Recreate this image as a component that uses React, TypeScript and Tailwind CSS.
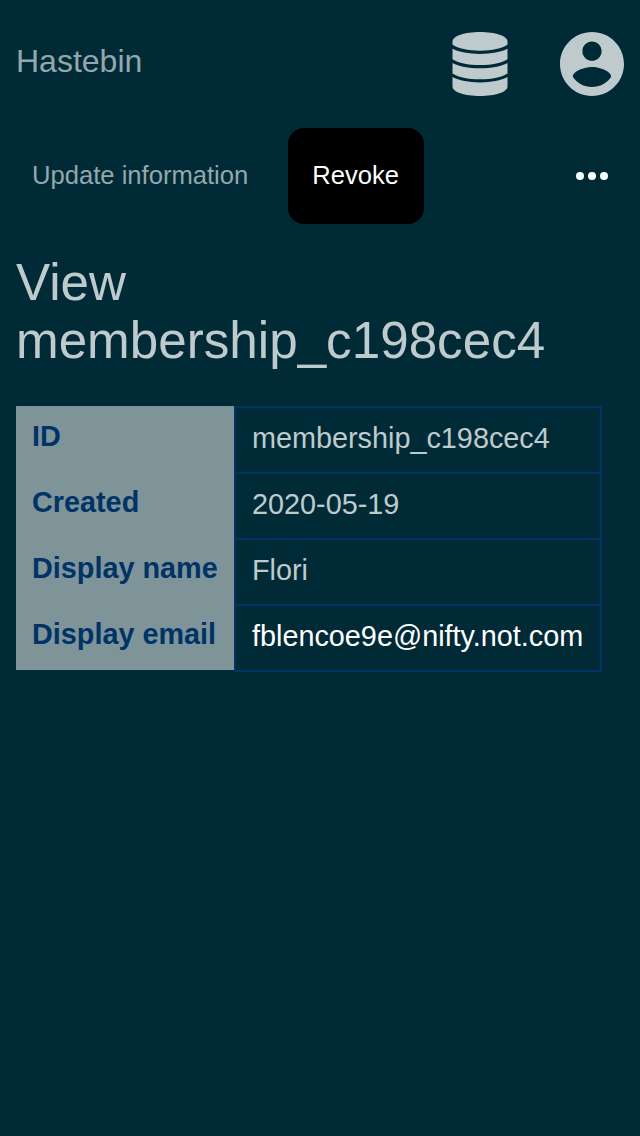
const rows = [
  { label: 'ID', value: 'membership_c198cec4' },
  { label: 'Created', value: '2020-05-19' },
  { label: 'Display name', value: 'Flori' },
  { label: 'Display email', value: 'fblencoe9e@nifty.not.com', link: true },
];

function DatabaseIcon() {
  return (
    <svg className="h-16 w-16" viewBox="0 0 64 64" fill="currentColor">
      <path d="M4.500 9.500C4.500 4 17 0 32 0s27.500 4 27.500 9.500V12.800C54 16.500 44 18.700 32 18.700S10 16.500 4.500 12.800z" />
      <path d="M4.500 16.800C11 20 20.500 21.900 32 21.900s21-1.900 27.500-5.100v10.400C54 30.800 44 33 32 33S10 30.800 4.500 27.200z" />
      <path d="M4.500 30.900C11 34.300 20.500 36.200 32 36.200s21-1.900 27.500-5.300v10.500C54 45 44 47.300 32 47.300S10 45 4.500 41.400z" />
      <path d="M4.500 45.100C11 48.500 20.500 50.400 32 50.400s21-1.900 27.500-5.300V54.500C59.500 60 47 64 32 64S4.500 60 4.500 54.500z" />
    </svg>
  );
}

export default function App() {
  return (
    <div className="min-h-[1136px] bg-[#002b36] font-['Liberation_Sans',sans-serif] text-[#bfcacd]">
      <header className="flex h-32 items-center justify-between px-4">
        <span className="-mt-1.5 text-[32px] leading-9 text-[#93a7ac]">Hastebin</span>
        <div className="flex gap-12">
          <DatabaseIcon />
          <svg className="h-16 w-16" viewBox="2 2 20 20" fill="currentColor">
            <path d="M12 2C6.48 2 2 6.48 2 12s4.48 10 10 10 10-4.48 10-10S17.52 2 12 2zm0 3c1.66 0 3 1.34 3 3s-1.34 3-3 3-3-1.34-3-3 1.34-3 3-3zm0 14.2c-2.5 0-4.71-1.28-6-3.22.03-1.99 4-3.08 6-3.08 1.99 0 5.97 1.09 6 3.08-1.29 1.94-3.5 3.22-6 3.22z" />
          </svg>
        </div>
      </header>
      <nav className="flex h-24 items-center px-8 text-[25.6px]">
        <span className="w-64 whitespace-nowrap pb-0.5 text-[#93a7ac]">Update information</span>
        <button className="h-24 w-[136px] rounded-2xl bg-black pb-0.5 pl-[24.3px] text-left text-white">Revoke</button>
        <svg className="ml-auto h-8 w-8" viewBox="0 0 32 32" fill="white">
          <circle cx="4" cy="16" r="4" />
          <circle cx="16" cy="16" r="4" />
          <circle cx="28" cy="16" r="4" />
        </svg>
      </nav>
      <h1 className="mt-[30px] px-4 text-[51.2px] leading-[58px]">View membership_c198cec4</h1>
      <dl className="ml-4 mt-9 text-[28.8px] leading-8">
        {rows.map((row) => (
          <div key={row.label} className="flex h-[66px]">
            <dt className="w-[218px] bg-[#7f9499] px-4 pt-[14px] font-bold text-[#003366]">{row.label}</dt>
            <dd className={row.link ? 'h-[68px] w-[368px] border-2 border-[#003366] px-4 pt-[14px] text-white' : 'h-[68px] w-[368px] border-2 border-[#003366] px-4 pt-[14px]'}>
              {row.value}
            </dd>
          </div>
        ))}
      </dl>
    </div>
  );
}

*Exercise instructions:* Exclude every picture and copy the remaining data exactly.

*Solution below:*
Recreate this image as a component that uses React, TypeScript and Tailwind CSS.
const rows = [
  { label: 'ID', value: 'membership_c198cec4' },
  { label: 'Created', value: '2020-05-19' },
  { label: 'Display name', value: 'Flori' },
  { label: 'Display email', value: 'fblencoe9e@nifty.not.com', link: true },
];

function DatabaseIcon() {
  return (
    <svg className="h-16 w-16" viewBox="0 0 64 64" fill="currentColor">
      <path d="M4.500 9.500C4.500 4 17 0 32 0s27.500 4 27.500 9.500V12.800C54 16.500 44 18.700 32 18.700S10 16.500 4.500 12.800z" />
      <path d="M4.500 16.800C11 20 20.500 21.900 32 21.900s21-1.900 27.500-5.100v10.400C54 30.800 44 33 32 33S10 30.800 4.500 27.200z" />
      <path d="M4.500 30.900C11 34.300 20.500 36.200 32 36.200s21-1.900 27.500-5.300v10.500C54 45 44 47.300 32 47.300S10 45 4.500 41.400z" />
      <path d="M4.500 45.100C11 48.500 20.500 50.400 32 50.400s21-1.900 27.500-5.300V54.500C59.500 60 47 64 32 64S4.500 60 4.500 54.500z" />
    </svg>
  );
}

export default function App() {
  return (
    <div className="min-h-[1136px] bg-[#002b36] font-['Liberation_Sans',sans-serif] text-[#bfcacd]">
      <header className="flex h-32 items-center justify-between px-4">
        <span className="-mt-1.5 text-[32px] leading-9 text-[#93a7ac]">Hastebin</span>
        <div className="flex gap-12">
          <DatabaseIcon />
          <svg className="h-16 w-16" viewBox="2 2 20 20" fill="currentColor">
            <path d="M12 2C6.48 2 2 6.48 2 12s4.48 10 10 10 10-4.48 10-10S17.52 2 12 2zm0 3c1.66 0 3 1.34 3 3s-1.34 3-3 3-3-1.34-3-3 1.34-3 3-3zm0 14.2c-2.5 0-4.71-1.28-6-3.22.03-1.99 4-3.08 6-3.08 1.99 0 5.97 1.09 6 3.08-1.29 1.94-3.5 3.22-6 3.22z" />
          </svg>
        </div>
      </header>
      <nav className="flex h-24 items-center px-8 text-[25.6px]">
        <span className="w-64 whitespace-nowrap pb-0.5 text-[#93a7ac]">Update information</span>
        <button className="h-24 w-[136px] rounded-2xl bg-black pb-0.5 pl-[24.3px] text-left text-white">Revoke</button>
        <svg className="ml-auto h-8 w-8" viewBox="0 0 32 32" fill="white">
          <circle cx="4" cy="16" r="4" />
          <circle cx="16" cy="16" r="4" />
          <circle cx="28" cy="16" r="4" />
        </svg>
      </nav>
      <h1 className="mt-[30px] px-4 text-[51.2px] leading-[58px]">View membership_c198cec4</h1>
      <dl className="ml-4 mt-9 text-[28.8px] leading-8">
        {rows.map((row) => (
          <div key={row.label} className="flex h-[66px]">
            <dt className="w-[218px] bg-[#7f9499] px-4 pt-[14px] font-bold text-[#003366]">{row.label}</dt>
            <dd className={row.link ? 'h-[68px] w-[368px] border-2 border-[#003366] px-4 pt-[14px] text-white' : 'h-[68px] w-[368px] border-2 border-[#003366] px-4 pt-[14px]'}>
              {row.value}
            </dd>
          </div>
        ))}
      </dl>
    </div>
  );
}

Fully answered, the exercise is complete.